Because our measurements will be taken over steep topography where bottom velocities are high, we will use the new bottom track and inverse solutions method of Visbeck (2000) as a post-processing step in the production of final LADCP data. This method has the potential to further improve absolute velocities by constraining the shear profile, using the least squares method, to bottom tracked velocities, ships navigation and shipboard ADCP data.

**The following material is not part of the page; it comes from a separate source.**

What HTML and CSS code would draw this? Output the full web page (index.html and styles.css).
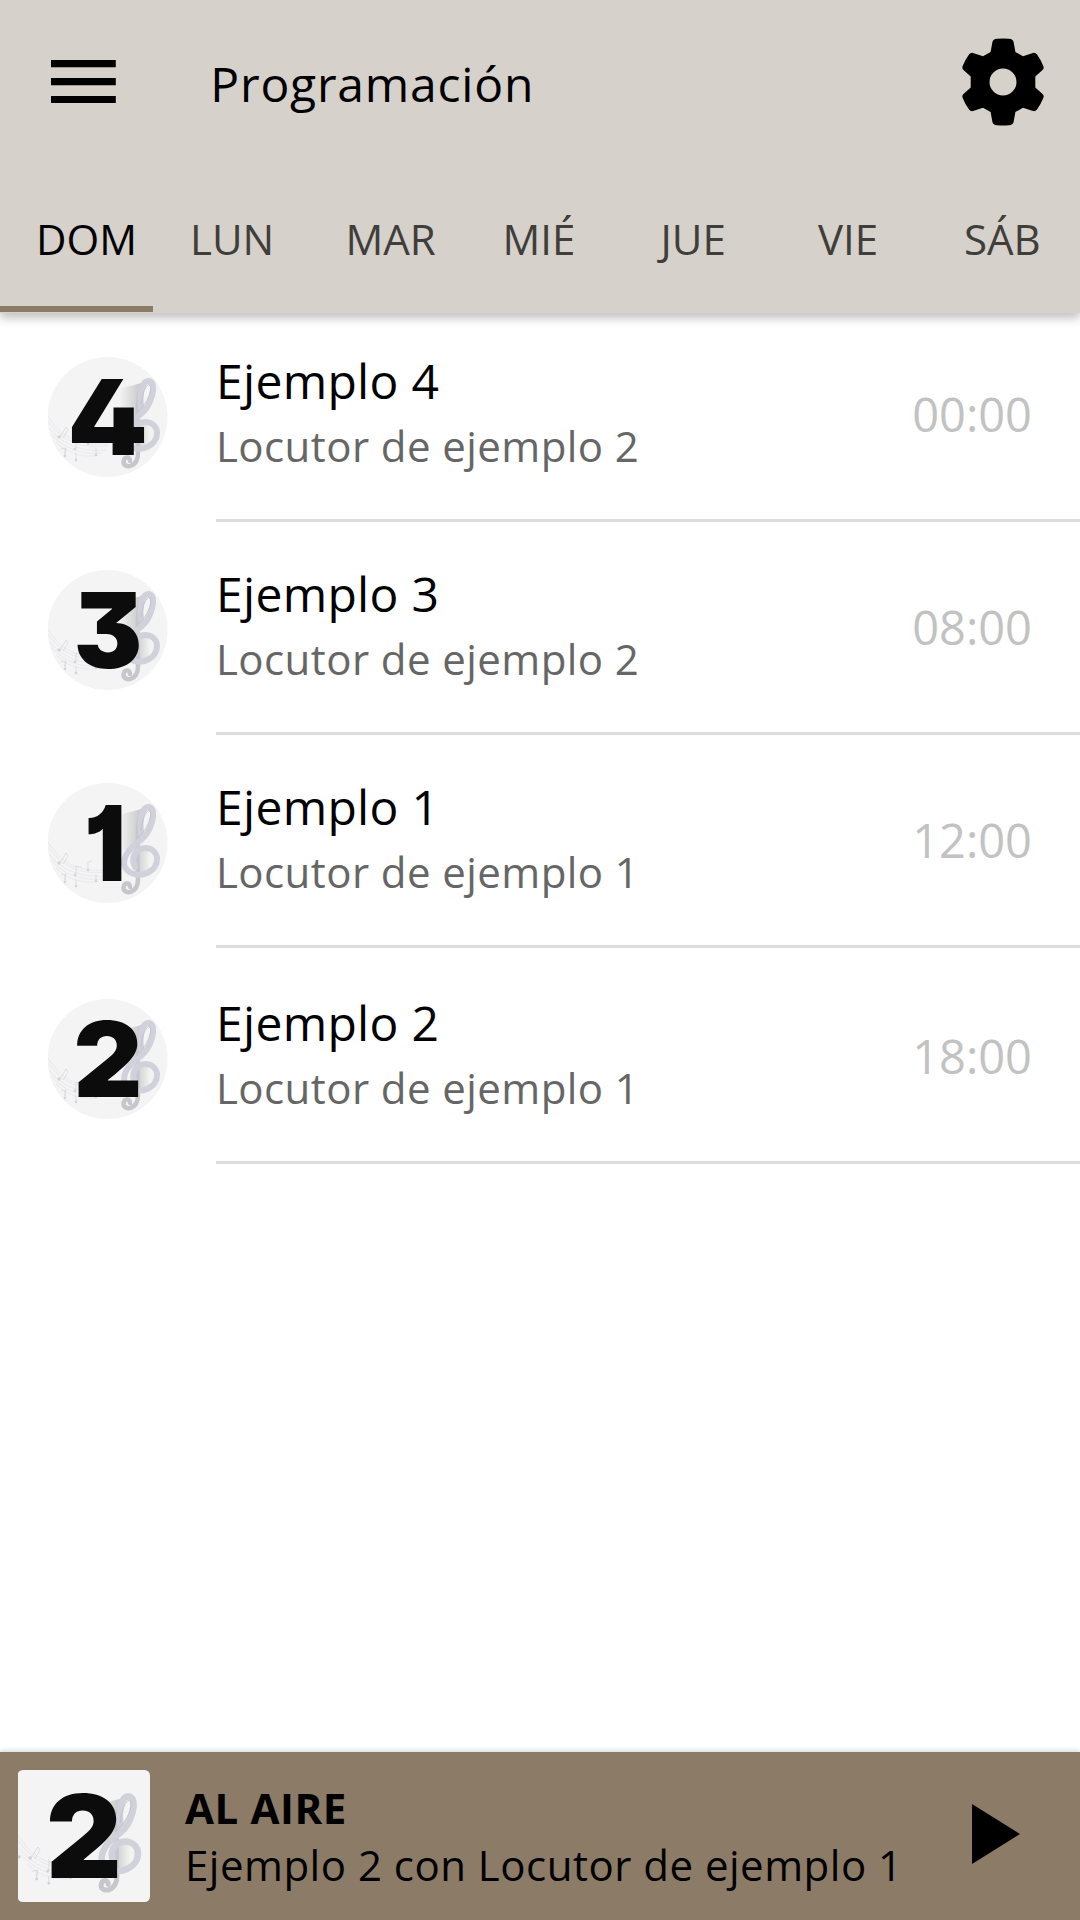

In previous experiments the interference layer, which results from the previous ping reflecting off the bottom, has caused a large data gap in the LADCP profile, causing an uncertain velocity offset (several cm/sec) between the parts of the profile on either side of the gap. For this experiment bottom velocities will be greatly improved by using Chereskin's upgraded instrument which will ping asynchronously, thereby avoiding complete data loss in the interference layer. A second problem with data loss arises at the bottom of a CTD/LADCP cast, when the package is held 10 m above the sea bed for bottle sampling. At this distance the instrument is 'blind' since the blank after transmit is order 20 m, and a time gap in the data stream will result in an uncertainty in the absolute velocity. We propose to finish a cast at an optimum 80m above the sea bed, avoiding data loss altogether while maintaining a good return from the water column for profiling down to the sea bed.

AGEOSTROPHIC MOTION

Ageostrophic motions captured in LADCP measurements may represent large errors when trying to discern a mean circulation, and ordinarily remain unaccounted for. In this instance, we have estimated the magnitude of such motions using results from the ACE current time series at 32°. These energies translate to ageostrophic motions of amplitude up to 4 cm/sec close to the surface, assuming a pure sinusoidal wave, and of 3 cm/sec or less at the depths of the AUC. Since average velocities are over 10 cm/sec in the Undercurrent, and instantaneous velocities over 30 cm/sec, these oscillations will certainly not overcome the signal. In fact, they are of the order of the measurement accuracy. Low frequency modifications of the Agulhas Current, caused by meandering of the jet, are far more energetic than these inertial and tidal oscillations. They correspond to changes in velocity of 35 cm/sec (less than 5 cm/sec in the AUC), assuming sinusoidal variability. This variability will affect hydrographic and direct velocity measurements alike. The barotropic component of the tides will be estimated and removed from LADCP velocities using the Oregon State University global model of ocean tides (Egbert, 1994). The model output has been found to match closely with the barotropic component of velocity from LADCP (Firing, 1998) in regions of large tidal amplitude.

SHIPBOARD ADCP COMPLEMENT

Shipboard ADCP data can complement LADCP measurements in a number of ways, helping to reduce errors. First, it affords continuous resolution in the horizontal, where LADCP is limited by station spacing. Second, velocities at the surface of the ocean down to depths of 50 m are not measured with the lowering technique, due to the instrument's blank after transmit and this gap can be (partially) filled with ADCP data (Beal and Bryden, 1999). Third, comparisons of ADCP and LADCP over their common depth provides a good quality check for the lowered data and allows for quantification of some errors. Furthermore, ADCP velocities are essential for estimates of Ekman layer fluxes (Chereskin et al., 1997), which remain unresolved by either LADCP or geostrophy. Because ocean current is a small residual between the rotated ADCP measurement and the ship's velocity, the calculation is especially sensitive to errors in heading and transducer alignment. Heading bias errors, formerly the most limiting error in SADCP absolute velocity estimates, have by and large been eliminated by the use of GPS attitude measurements (King and Cooper, 1993; Griffiths,1994;Chereskin and Harris, 1997). The predicted error in ship-relative currents is less than 1 cm/sec for a 10-min average (Chereskin and Harding, 1993). Use of P-code GPS during WOCE resulted in an absolute velocity accuracy of 2 cm/sec for 10-min averages (Chereskin and Harris, 1997).

DIRECT VERSUS GEOSTROPHIC VELOCITIES

In regions with steep topography and narrow currents, direct measurements of velocity have an advantage over geostrophic velocities (Beal et al., 2000). The geostrophic method can significantly under-estimate the peak velocities and total transport of a slope current. This is due to the missing horizontal density gradient below the deepest common level of each station pair. This data gap is referred to as a 'bottom triangle' and for bottom-trapped currents, such as the AUC, it represents a significant portion of the flow. Another disadvantage of the geostrophic method in this case, is that it requires integration along pressure horizons. This tends to smear out and diminish the signature of a bottom-trapped current, which has largest velocities being observed successively deeper on each station. In the case of the Somali Deep Western Boundary Current, Beal et al. (2000) found that these two sampling effects meant that only 0.5 Sv of a directly estimated 5 Sv transport was captured by geostrophy. Thus, while the strength of the geostrophic method lies in capturing the net current over a region between station pairs, the LADCP can better resolve individual features of width not much greater than station-spacing, especially over topography.